Required work -> Locate the string "this" in the records below. Copy every line where it occurs.
═══
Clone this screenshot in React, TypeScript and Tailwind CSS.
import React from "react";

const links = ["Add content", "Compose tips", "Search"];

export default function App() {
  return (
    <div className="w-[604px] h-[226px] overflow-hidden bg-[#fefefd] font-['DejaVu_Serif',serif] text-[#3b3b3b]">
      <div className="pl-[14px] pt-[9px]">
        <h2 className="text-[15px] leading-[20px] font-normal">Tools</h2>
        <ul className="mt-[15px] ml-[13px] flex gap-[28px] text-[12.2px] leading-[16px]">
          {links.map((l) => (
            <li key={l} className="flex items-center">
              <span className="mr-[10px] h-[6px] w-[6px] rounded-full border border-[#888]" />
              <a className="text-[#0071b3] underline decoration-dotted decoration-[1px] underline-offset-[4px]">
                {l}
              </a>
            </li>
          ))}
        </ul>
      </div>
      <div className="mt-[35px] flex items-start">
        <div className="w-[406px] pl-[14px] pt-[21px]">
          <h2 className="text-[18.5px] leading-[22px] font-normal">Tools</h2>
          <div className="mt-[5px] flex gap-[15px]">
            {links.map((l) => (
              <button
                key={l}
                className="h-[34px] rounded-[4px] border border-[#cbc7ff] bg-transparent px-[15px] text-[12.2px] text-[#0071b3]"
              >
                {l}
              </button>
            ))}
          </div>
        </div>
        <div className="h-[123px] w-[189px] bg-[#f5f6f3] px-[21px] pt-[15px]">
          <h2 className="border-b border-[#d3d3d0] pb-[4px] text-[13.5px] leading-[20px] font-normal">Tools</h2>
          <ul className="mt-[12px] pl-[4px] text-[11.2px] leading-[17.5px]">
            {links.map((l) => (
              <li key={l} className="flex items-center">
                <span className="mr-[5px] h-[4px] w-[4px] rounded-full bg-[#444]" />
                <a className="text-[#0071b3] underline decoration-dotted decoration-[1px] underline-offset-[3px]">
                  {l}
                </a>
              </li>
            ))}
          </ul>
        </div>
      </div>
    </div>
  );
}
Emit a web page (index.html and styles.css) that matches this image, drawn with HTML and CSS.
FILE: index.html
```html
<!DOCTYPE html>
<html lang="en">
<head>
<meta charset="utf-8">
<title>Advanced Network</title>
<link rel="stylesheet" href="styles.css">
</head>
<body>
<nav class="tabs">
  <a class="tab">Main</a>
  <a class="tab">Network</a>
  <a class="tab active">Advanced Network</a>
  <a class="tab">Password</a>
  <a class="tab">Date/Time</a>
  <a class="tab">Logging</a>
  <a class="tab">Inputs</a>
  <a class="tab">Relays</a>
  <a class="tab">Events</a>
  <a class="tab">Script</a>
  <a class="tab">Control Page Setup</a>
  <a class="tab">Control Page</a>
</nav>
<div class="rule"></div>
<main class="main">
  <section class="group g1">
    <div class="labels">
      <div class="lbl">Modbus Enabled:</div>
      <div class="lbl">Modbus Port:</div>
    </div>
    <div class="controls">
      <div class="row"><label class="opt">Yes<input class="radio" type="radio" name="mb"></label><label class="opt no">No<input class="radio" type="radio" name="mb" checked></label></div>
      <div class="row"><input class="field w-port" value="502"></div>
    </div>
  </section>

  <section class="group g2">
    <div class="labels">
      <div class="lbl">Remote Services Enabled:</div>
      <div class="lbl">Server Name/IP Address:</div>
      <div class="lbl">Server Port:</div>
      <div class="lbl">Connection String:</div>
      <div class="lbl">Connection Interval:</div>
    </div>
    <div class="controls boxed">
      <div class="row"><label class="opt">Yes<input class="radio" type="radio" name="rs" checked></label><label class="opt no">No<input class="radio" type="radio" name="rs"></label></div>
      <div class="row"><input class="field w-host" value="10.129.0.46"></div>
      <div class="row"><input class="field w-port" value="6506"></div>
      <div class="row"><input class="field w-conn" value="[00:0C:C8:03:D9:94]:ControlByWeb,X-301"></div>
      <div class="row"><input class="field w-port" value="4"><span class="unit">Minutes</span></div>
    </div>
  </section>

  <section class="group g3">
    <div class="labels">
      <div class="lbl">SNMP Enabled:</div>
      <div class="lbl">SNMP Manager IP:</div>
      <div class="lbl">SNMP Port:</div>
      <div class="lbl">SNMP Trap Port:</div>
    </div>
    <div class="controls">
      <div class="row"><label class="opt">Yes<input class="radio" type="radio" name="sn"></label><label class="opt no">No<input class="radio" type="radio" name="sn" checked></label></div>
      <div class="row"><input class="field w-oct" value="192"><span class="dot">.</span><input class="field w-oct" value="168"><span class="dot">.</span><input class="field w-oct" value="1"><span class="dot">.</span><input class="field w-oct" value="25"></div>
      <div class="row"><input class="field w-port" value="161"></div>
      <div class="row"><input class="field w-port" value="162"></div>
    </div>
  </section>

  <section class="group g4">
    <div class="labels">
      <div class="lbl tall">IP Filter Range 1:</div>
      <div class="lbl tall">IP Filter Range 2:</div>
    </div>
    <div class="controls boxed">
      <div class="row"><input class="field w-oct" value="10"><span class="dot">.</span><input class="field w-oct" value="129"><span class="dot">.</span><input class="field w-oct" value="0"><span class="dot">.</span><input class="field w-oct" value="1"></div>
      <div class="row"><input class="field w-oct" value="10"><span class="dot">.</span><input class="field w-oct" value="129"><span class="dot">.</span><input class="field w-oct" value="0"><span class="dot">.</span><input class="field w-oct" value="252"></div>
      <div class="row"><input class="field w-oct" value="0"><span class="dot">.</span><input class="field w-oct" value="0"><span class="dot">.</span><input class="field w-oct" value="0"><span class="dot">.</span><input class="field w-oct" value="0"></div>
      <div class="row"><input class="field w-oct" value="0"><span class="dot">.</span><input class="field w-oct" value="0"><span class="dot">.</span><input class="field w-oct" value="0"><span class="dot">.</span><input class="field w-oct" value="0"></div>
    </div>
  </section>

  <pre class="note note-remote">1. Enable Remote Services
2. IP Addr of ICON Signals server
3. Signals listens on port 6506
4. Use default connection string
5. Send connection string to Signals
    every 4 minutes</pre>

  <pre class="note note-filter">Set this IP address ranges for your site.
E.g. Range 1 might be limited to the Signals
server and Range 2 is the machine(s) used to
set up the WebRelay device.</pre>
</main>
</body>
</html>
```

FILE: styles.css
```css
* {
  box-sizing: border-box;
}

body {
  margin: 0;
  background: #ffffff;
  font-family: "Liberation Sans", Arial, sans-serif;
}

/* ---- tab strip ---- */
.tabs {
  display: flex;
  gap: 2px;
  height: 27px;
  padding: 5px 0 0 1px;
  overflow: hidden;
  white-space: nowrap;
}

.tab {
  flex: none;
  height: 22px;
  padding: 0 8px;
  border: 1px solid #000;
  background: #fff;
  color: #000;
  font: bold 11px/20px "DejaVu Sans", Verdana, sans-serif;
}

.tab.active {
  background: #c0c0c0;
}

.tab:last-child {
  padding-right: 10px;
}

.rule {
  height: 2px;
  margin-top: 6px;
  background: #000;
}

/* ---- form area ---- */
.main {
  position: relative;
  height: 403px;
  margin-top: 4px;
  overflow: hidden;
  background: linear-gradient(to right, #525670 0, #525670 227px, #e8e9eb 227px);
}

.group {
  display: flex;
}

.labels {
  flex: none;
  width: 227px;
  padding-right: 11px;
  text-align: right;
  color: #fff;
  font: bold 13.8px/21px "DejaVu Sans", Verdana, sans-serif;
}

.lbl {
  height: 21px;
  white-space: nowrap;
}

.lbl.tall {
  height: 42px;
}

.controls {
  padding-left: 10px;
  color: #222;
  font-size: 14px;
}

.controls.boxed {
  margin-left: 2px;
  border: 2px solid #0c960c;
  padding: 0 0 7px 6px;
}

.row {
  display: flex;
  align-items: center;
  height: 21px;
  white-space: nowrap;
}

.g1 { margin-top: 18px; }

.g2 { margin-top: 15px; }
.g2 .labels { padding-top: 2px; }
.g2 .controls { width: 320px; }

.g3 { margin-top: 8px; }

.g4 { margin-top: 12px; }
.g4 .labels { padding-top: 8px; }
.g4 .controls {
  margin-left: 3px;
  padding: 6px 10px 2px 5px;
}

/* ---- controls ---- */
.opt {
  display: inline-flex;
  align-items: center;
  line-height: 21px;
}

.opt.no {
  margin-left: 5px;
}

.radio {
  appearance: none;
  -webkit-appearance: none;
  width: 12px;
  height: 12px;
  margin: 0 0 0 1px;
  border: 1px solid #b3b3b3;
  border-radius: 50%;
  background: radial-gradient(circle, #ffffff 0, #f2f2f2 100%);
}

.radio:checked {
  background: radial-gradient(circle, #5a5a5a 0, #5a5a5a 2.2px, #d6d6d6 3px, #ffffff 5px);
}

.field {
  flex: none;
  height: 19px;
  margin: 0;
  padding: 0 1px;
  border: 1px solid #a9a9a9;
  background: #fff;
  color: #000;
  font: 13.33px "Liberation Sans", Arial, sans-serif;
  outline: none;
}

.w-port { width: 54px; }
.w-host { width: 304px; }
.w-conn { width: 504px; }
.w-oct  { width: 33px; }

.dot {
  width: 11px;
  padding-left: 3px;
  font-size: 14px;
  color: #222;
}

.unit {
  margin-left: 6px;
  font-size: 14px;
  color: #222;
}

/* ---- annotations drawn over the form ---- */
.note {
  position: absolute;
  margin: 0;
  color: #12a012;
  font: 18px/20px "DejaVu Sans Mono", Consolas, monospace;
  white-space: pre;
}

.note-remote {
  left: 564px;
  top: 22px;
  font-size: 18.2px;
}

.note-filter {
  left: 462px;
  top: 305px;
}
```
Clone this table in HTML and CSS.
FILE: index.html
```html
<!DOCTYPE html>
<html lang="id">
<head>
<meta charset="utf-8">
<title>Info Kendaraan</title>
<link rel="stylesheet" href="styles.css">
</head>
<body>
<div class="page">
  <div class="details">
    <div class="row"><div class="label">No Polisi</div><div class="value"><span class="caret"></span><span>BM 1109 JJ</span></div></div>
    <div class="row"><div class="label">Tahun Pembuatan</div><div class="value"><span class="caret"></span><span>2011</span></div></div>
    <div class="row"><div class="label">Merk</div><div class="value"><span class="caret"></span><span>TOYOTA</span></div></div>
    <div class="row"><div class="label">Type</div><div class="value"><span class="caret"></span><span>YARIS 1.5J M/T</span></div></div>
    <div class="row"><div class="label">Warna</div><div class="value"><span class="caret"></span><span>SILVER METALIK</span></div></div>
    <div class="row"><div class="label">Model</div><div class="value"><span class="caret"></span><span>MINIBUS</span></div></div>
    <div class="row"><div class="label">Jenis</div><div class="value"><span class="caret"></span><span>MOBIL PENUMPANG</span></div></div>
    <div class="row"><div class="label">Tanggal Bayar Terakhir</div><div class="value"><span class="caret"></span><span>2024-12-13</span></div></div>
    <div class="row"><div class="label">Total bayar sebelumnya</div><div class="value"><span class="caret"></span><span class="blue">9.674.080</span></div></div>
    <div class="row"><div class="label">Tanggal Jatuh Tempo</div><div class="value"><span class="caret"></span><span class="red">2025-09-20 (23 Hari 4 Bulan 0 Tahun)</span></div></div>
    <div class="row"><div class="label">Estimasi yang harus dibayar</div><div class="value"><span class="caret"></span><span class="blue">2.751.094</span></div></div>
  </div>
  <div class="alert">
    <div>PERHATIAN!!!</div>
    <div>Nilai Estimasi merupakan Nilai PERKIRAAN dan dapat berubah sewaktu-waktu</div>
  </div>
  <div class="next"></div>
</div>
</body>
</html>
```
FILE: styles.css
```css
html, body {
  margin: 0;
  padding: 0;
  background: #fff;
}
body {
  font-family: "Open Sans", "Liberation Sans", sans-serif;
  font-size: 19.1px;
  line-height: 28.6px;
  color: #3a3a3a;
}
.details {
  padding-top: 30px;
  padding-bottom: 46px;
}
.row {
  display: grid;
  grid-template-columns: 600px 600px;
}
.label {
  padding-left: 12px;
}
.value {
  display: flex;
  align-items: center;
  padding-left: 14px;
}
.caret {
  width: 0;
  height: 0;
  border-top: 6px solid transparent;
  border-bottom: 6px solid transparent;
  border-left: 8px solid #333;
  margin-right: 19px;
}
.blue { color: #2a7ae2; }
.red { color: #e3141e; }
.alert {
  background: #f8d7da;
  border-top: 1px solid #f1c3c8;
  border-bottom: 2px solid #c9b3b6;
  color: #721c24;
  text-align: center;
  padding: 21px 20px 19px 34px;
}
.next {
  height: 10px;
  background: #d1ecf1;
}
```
═══
Answer for the task ->
Clone this screenshot in React, TypeScript and Tailwind CSS.
Emit a web page (index.html and styles.css) that matches this image, drawn with HTML and CSS.
  <pre class="note note-filter">Set this IP address ranges for your site.
Clone this table in HTML and CSS.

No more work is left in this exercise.